We have support from the likes of the Campaign for Care of Older Australians, who said in response to our 2010 ageing policy: 'We commend the idea of a four-year industry agreement to focus on cutting red tape and addressing staff shortages as a plan to provide an effective and efficient system of care, and support older people's needs now and into the future.' We in the coalition will always support measures to assist the senior members of our community.

Our agreement will deliver better and more affordable aged care by seeking to reduce red tape and enable nurses to get back to nursing and looking after residents, providing certainty for older Australians underpinned by a high-quality framework. It will deliver value for money through revised subsidy arrangements, ensuring certainty for the aged care workforce. It will establish a more flexible and viable aged care provider network to meet care needs now and into the future. It will ensure that the comfort and safety of older Australians are maximised.
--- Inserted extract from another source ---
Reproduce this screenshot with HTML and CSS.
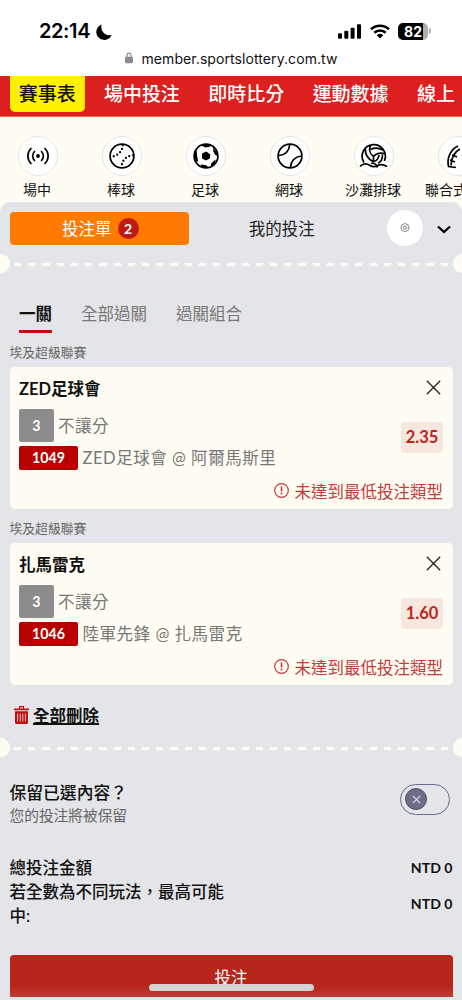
FILE: index.html
```html
<!DOCTYPE html>
<html lang="zh-Hant">
<head>
<meta charset="utf-8">
<title>投注單</title>
<link rel="stylesheet" href="styles.css">
</head>
<body>
<div class="screen">
  <header class="browser">
    <div class="status">
      <span class="clock">22:14</span>
      <svg class="moon" width="16" height="16" viewBox="0 0 16 16"><path d="M5.600.4A8 8 0 1 0 15.800 10.700C10 13 4 8 5.600.4Z"/></svg>
      <svg class="signal" width="23" height="15" viewBox="0 0 23 15"><rect x="0" y="9.300" width="4" height="5.400" rx="1"/><rect x="6.300" y="6.800" width="4" height="7.900" rx="1"/><rect x="12.600" y="3.700" width="4" height="11" rx="1"/><rect x="19" y="0.300" width="4" height="14.400" rx="1"/></svg>
      <svg class="wifi" width="20" height="15" viewBox="0 0 20 15"><g fill="none" stroke="#000" stroke-width="2.600"><path d="M1 5.300a13 13 0 0 1 18 0"/><path d="M4.300 8.800a8.200 8.200 0 0 1 11.400 0"/></g><path d="M6.700 11.200a5 5 0 0 1 6.600 0L10 14.600Z"/></svg>
      <span class="battery">82</span><span class="battery-cap"></span>
    </div>
    <div class="address">
      <svg width="8" height="12" viewBox="0 0 8 12"><path d="M2 5V3.200a2 2 0 0 1 4 0V5" fill="none" stroke="#8a8a8e" stroke-width="1.200"/><rect x="0" y="4.800" width="8" height="6.400" rx="1.200" fill="#8a8a8e"/></svg>
      <span>member.sportslottery.com.tw</span>
    </div>
  </header>

  <nav class="topnav">
    <a class="nav-item active">賽事表</a><a class="nav-item">場中投注</a><a class="nav-item">即時比分</a><a class="nav-item">運動數據</a><a class="nav-item">線上</a>
  </nav>

  <div class="sports">
    <div class="sport"><span class="disc"><svg viewBox="0 0 26 26"><circle cx="13" cy="13" r="1.900"/><g fill="none" stroke="#000" stroke-width="1.700" stroke-linecap="round"><path d="M9.500 8.500a6.500 6.500 0 0 0 0 9M16.500 8.500a6.500 6.500 0 0 1 0 9M6 5.500a10.500 10.500 0 0 0 0 15M20 5.500a10.500 10.500 0 0 1 0 15"/></g></svg></span><span>場中</span></div>
    <div class="sport"><span class="disc"><svg viewBox="0 0 26 26"><circle class="ring" cx="13" cy="13" r="11.900"/><g fill="none" stroke="#000" stroke-width="2.300" stroke-linecap="round" stroke-dasharray="0 3.800"><path d="M13.800 2.200C13.500 8 9 13 2 13.800"/><path d="M24 12.300C17 13 13 17.500 12.500 24"/></g></svg></span><span>棒球</span></div>
    <div class="sport"><span class="disc"><svg viewBox="0 0 26 26"><circle class="ring" cx="13" cy="13" r="11.900"/><path d="M9 10.500 13.300 8.600l4 2.900-.3 3.800-4 2.300-4-2.200ZM8 2.500l5-1.300 5.500 1.200-2 1.400-4 .7ZM20 4.500l4 5 .3 3.500-2-1-2-3.500ZM22.800 16.500l-1 4-4 3 .3-3 2.500-2.500ZM8 21.500l5 .7 3 2.300-4 .3-4.500-1.500ZM1.600 8.500l2-1.500.6 6.500 1 5-2-.1-1.600-4Z"/></svg></span><span>足球</span></div>
    <div class="sport"><span class="disc"><svg viewBox="0 0 26 26"><circle class="ring" cx="13" cy="13" r="11.900"/><path class="ring" d="M12.800 1.200C12.200 8.500 8 12 1.500 12.600M24.500 13C17.700 13.800 14 17.500 13.300 24.700"/></svg></span><span>網球</span></div>
    <div class="sport"><span class="disc"><svg class="wide" viewBox="0 0 29 26"><path class="ring" d="M5 19.500A11.600 11.600 0 1 1 25.300 18M6.500 6c-.5 5 2 9.500 7.500 12.500M12 2C9.500 6 10.500 10.500 14.500 13.500c3-3.500 7-4 11-3M11.500 6.500c4-2 8.500-1.500 12.500.5M14.500 13.500v5c3.500-.5 5-3 5.500-6.500M19 20c3-1 4.500-4 4.500-8.500M1 23.500c3-3 7-3 10-1 3 2 4.500 1.500 7 .5 3-2 6.500-1.500 10 .5M12 20.500c3-.8 5.500 1 6.500 4"/></svg></span><span>沙灘排球</span></div>
    <div class="sport"><span class="disc"><svg viewBox="0 0 26 26"><path class="ring" d="M3.500 23.500C1.500 15 6 6 13 3M6 22.500C6.500 15 9 9 15 6M3 23.500l8 1M5 17l5 2M7 12l5 2"/></svg></span><span class="edge-label">聯合式</span></div>
  </div>

  <main class="slip">
    <div class="slip-head">
      <div class="slip-tab on">投注單<b class="count">2</b></div>
      <div class="slip-tab">我的投注</div>
      <span class="gear"><svg width="10" height="10" viewBox="0 0 12 12" fill="none" stroke="#555" stroke-width=".9"><path d="m4.900 1 .5-.5h1.200l.5.900 1 .4 1-.3.900.9-.3 1 .4 1 .9.500v1.200l-.9.500-.4 1 .3 1-.9.900-1-.3-1 .4-.5.900H5.400l-.5-.9-1-.4-1 .3-.9-.9.300-1-.4-1-.9-.5V4.900l.9-.5.400-1-.3-1 .9-.9 1 .3Z"/><circle cx="6" cy="5.500" r="1.800"/></svg></span>
      <svg class="chevron" width="14" height="9" viewBox="0 0 14 9"><path d="M1 1.500 7 7l6-5.500" fill="none" stroke="#000" stroke-width="2.300"/></svg>
    </div>
    <div class="perforation"><i></i></div>

    <div class="modes"><span class="mode on">一關</span><span class="mode">全部過關</span><span class="mode">過關組合</span></div>

    <div class="league">埃及超級聯賽</div>
    <section class="card">
      <div class="card-title"><span>ZED足球會</span><svg class="close" width="15" height="15" viewBox="0 0 15 15"><path d="m.8.800 13.400 13.400M14.200.800.800 14.200"/></svg></div>
      <div class="pick">
        <div class="lines">
          <div class="line"><b class="qty">3</b><span>不讓分</span></div>
          <div class="line"><b class="code">1049</b><span>ZED足球會 @ 阿爾馬斯里</span></div>
        </div>
        <b class="odds">2.35</b>
      </div>
      <div class="warning"><svg width="15" height="15" viewBox="0 0 15 15"><circle cx="7.500" cy="7.500" r="6.800" fill="none" stroke="#c4393a" stroke-width="1.200"/><path d="M7.500 3.500v5M7.500 9.800v1.700" stroke="#c4393a" stroke-width="1.600"/></svg><span>未達到最低投注類型</span></div>
    </section>

    <div class="league">埃及超級聯賽</div>
    <section class="card">
      <div class="card-title"><span>扎馬雷克</span><svg class="close" width="15" height="15" viewBox="0 0 15 15"><path d="m.8.800 13.400 13.400M14.200.800.800 14.200"/></svg></div>
      <div class="pick">
        <div class="lines">
          <div class="line"><b class="qty">3</b><span>不讓分</span></div>
          <div class="line"><b class="code">1046</b><span>陸軍先鋒 @ 扎馬雷克</span></div>
        </div>
        <b class="odds">1.60</b>
      </div>
      <div class="warning"><svg width="15" height="15" viewBox="0 0 15 15"><circle cx="7.500" cy="7.500" r="6.800" fill="none" stroke="#c4393a" stroke-width="1.200"/><path d="M7.500 3.500v5M7.500 9.800v1.700" stroke="#c4393a" stroke-width="1.600"/></svg><span>未達到最低投注類型</span></div>
    </section>

    <div class="clear">
      <svg width="15" height="18" viewBox="0 0 15 18"><path d="M0 2.500h15v1.700H0ZM5 0h5v3H8.800V1.200H6.200V3H5ZM1 5.200h13V16.500a1.500 1.500 0 0 1-1.500 1.500h-10A1.500 1.500 0 0 1 1 16.500Z" fill="#c00d12"/><path d="M3.600 7.500v8M6.200 7.500v8M8.800 7.500v8M11.400 7.500v8" stroke="#e9c4c6" stroke-width="1"/></svg>
      <span>全部刪除</span>
    </div>
    <div class="perforation second"><i></i></div>

    <div class="keep">
      <div><div class="keep-title">保留已選內容？</div><div class="keep-sub">您的投注將被保留</div></div>
      <span class="toggle"><span class="knob"><svg width="9" height="9" viewBox="0 0 9 9"><path d="m.8.800 7.400 7.400M8.200.800.800 8.200" stroke="#e4e5e9" stroke-width="1.100"/></svg></span></span>
    </div>

    <div class="totals">
      <div class="total"><span>總投注金額</span><b>NTD 0</b></div>
      <div class="total"><span>若全數為不同玩法，最高可能中:</span><b>NTD 0</b></div>
    </div>
    <div class="submit">投注</div>
  </main>
  <div class="home-bar"></div>
</div>
</body>
</html>
```

FILE: styles.css
```css
* { box-sizing: border-box; }
body { margin: 0; background: #e4e5e8; }
svg { display: block; flex: none; }
.screen {
  position: relative;
  width: 462px;
  height: 1000px;
  overflow: hidden;
  background: #fffdf3;
  font-family: Lato, "Noto Sans CJK TC", sans-serif;
  color: #111;
}
.screen span, .screen b { white-space: nowrap; }

.browser { height: 76px; background: #fff; font-family: Inter, sans-serif; }
.status { display: flex; align-items: center; height: 46px; padding: 16px 34px 0 39px; }
.clock { width: 52px; font-size: 20px; font-weight: 600; letter-spacing: -.4px; line-height: 24px; color: #000; }
.moon { margin: 1px 0 0 5px; }
.signal { margin-left: auto; }
.wifi { margin: 0 8px 0 9px; }
.battery {
  width: 30px; height: 17px; border-radius: 5px;
  background: linear-gradient(90deg, #000 25px, #aeaeb0 25px);
  color: #fff; font-size: 14px; font-weight: 700; line-height: 17px; text-align: center;
}
.battery-cap { width: 2px; height: 6px; margin: 0 -3px 0 1px; border-radius: 0 2px 2px 0; background: #b5b5b7; }
.address { display: flex; align-items: center; justify-content: center; gap: 8px; height: 24px; padding-left: 1px; font-size: 14px; letter-spacing: .08px; }

.topnav {
  display: flex; gap: 28.500px; height: 41px; padding-left: 9.500px;
  background: #dc1f1f; border-bottom: 1px solid #f0694f;
  color: #fff; font-size: 19px; font-weight: 500; line-height: 35px; letter-spacing: -.05px;
}
.nav-item { flex: none; }
.nav-item.active { width: 75.500px; height: 36px; margin-right: -9.500px; border-radius: 0 0 5px 5px; background: #fff100; color: #111; text-align: center; }

.sports { display: flex; height: 85px; padding-top: 18.500px; margin-left: -4.500px; }
.sport { flex: 0 0 84px; display: flex; flex-direction: column; align-items: center; gap: 4px; font-size: 14px; line-height: 20px; }
.sport > span:last-child { margin-left: -1px; }
.sport > .edge-label { align-self: flex-start; padding-left: 10.500px; }
.disc { flex: none; display: grid; place-items: center; width: 40px; height: 40px; border: 1px solid #e5e5e5; border-radius: 50%; background: #fff; }
.disc svg { width: 26px; height: 26px; }
.disc .wide { width: 29px; }
.ring { fill: none; stroke: #000; stroke-width: 1.700; }

.slip { height: 798px; border-radius: 10px 10px 0 0; background: #e4e5e8; }
.slip-head { display: flex; align-items: center; height: 52px; padding: 0 11px 0 9.500px; }
.slip-tab { display: flex; align-items: center; justify-content: center; gap: 6px; width: 179.500px; height: 33px; font-size: 16.500px; color: #222; }
.slip-tab.on { padding-left: 2px; border-radius: 4px; background: #ff7b00; color: #fff; }
.slip-tab + .slip-tab { width: 185.500px; }
.count { width: 21px; height: 21px; border-radius: 50%; background: #c11a14; font-size: 14px; line-height: 21px; text-align: center; }
.gear { display: grid; place-items: center; width: 36px; height: 36px; margin-left: 12px; border-radius: 50%; background: #fff; }
.chevron { margin: 2px 0 0 auto; }

.perforation { display: flex; align-items: center; justify-content: space-between; height: 19px; overflow: hidden; }
.perforation::before, .perforation::after { content: ""; flex: none; width: 19px; height: 19px; border-radius: 50%; background: #fffdf3; }
.perforation::before { margin-left: -9.500px; }
.perforation::after { margin-right: -9.500px; }
.perforation i { width: 434px; height: 3px; margin-top: 2px; background: repeating-linear-gradient(90deg, #fffdf3 0 7.200px, transparent 7.200px 14.220px); }

.modes { display: flex; gap: 29px; height: 42px; margin-top: 27px; padding-left: 19px; font-size: 16.500px; line-height: 28px; color: #777; }
.mode { height: 33px; }
.mode.on { border-bottom: 3px solid #c30d12; color: #111; font-weight: 700; }

.league { height: 24.500px; padding-left: 9.500px; font-size: 12.800px; line-height: 20px; color: #666; }
.card { width: 443px; height: 142.500px; margin: 0 0 9px 9.500px; padding: 9px 9.500px 0; border-radius: 5px; background: #fffdf3; }
.card-title { display: flex; align-items: center; justify-content: space-between; height: 24px; font-size: 16.500px; font-weight: 700; }
.close { margin-right: 2.500px; fill: none; stroke: #222; stroke-width: 1.300; }
.pick { display: flex; align-items: center; justify-content: space-between; margin-top: 9.500px; }
.lines { display: flex; flex-direction: column; gap: 3.500px; }
.line { display: flex; align-items: center; gap: 4.500px; font-size: 16.500px; line-height: 24px; letter-spacing: .54px; color: #777; }
.qty, .code { border-radius: 2px; color: #fff; font-size: 14.200px; letter-spacing: 0; text-align: center; }
.qty { width: 34.500px; height: 33px; line-height: 33px; background: #8c8c8c; }
.code { width: 59px; height: 24px; background: #b80000; }
.odds { width: 42px; height: 31px; margin-top: -4px; border-radius: 4px; background: #f8e7df; color: #b9261a; font-size: 16.500px; line-height: 31px; text-align: center; }
.warning { display: flex; align-items: center; justify-content: flex-end; gap: 6px; height: 24px; margin-top: 9px; font-size: 16.500px; color: #c4393a; }

.clear { display: flex; align-items: center; gap: 4.500px; height: 28px; margin-top: 16px; padding-left: 13.500px; font-size: 16.500px; font-weight: 700; }
.clear span { text-decoration: underline; text-decoration-thickness: 1.500px; text-underline-offset: 1px; }
.second { margin-top: 9px; }

.keep { display: flex; align-items: flex-start; justify-content: space-between; height: 50px; margin-top: 23.500px; padding: 0 12px 0 9.500px; }
.keep-title { font-size: 16.800px; font-weight: 500; line-height: 24px; }
.keep-sub { margin-top: -1px; font-size: 14.700px; line-height: 22px; color: #666; }
.toggle { display: flex; align-items: center; width: 50px; height: 31px; margin-top: 3px; padding-left: 4px; border: 1.300px solid #6a6990; border-radius: 16px; }
.knob { display: grid; place-items: center; width: 22px; height: 22px; border: 1.500px solid #4e4c70; border-radius: 50%; background: #6e6d88; }

.totals { margin-top: 25px; padding: 0 9.500px; }
.total { display: flex; align-items: center; justify-content: space-between; font-size: 16.500px; font-weight: 500; line-height: 24px; }
.screen .total span { width: 218px; white-space: normal; }
.total b { font-size: 14.100px; }
.submit { width: 443px; height: 42px; margin: 27px 0 0 9.500px; border-radius: 4px 4px 0 0; background: linear-gradient(#b6261b 75%, #bd4035); color: #fff; font-size: 16.500px; line-height: 47px; text-align: center; }
.home-bar { position: absolute; left: 149px; top: 984px; width: 165px; height: 7px; border-radius: 4px; background: #d5d3d3; }
```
We would like to see the agreement in place within a year of taking office. We will commence by establishing a high-level aged care provider agreement committee of key stakeholders to oversee the administration and implementation of the agreement and provide advice to the minister. We will also establish an aged care provider agreement working group, which will undertake the detailed design and project work required to give effect to the agreement, including taking account the recommendations of the Productivity Commission inquiry and other relevant reviews. Once again, it will be a coalition government that will seek to do more to reform the aged care sector in Australia, reduce regulation and red tape and provide a positive vision to ensure that older Australians in our community are properly cared for and looked after.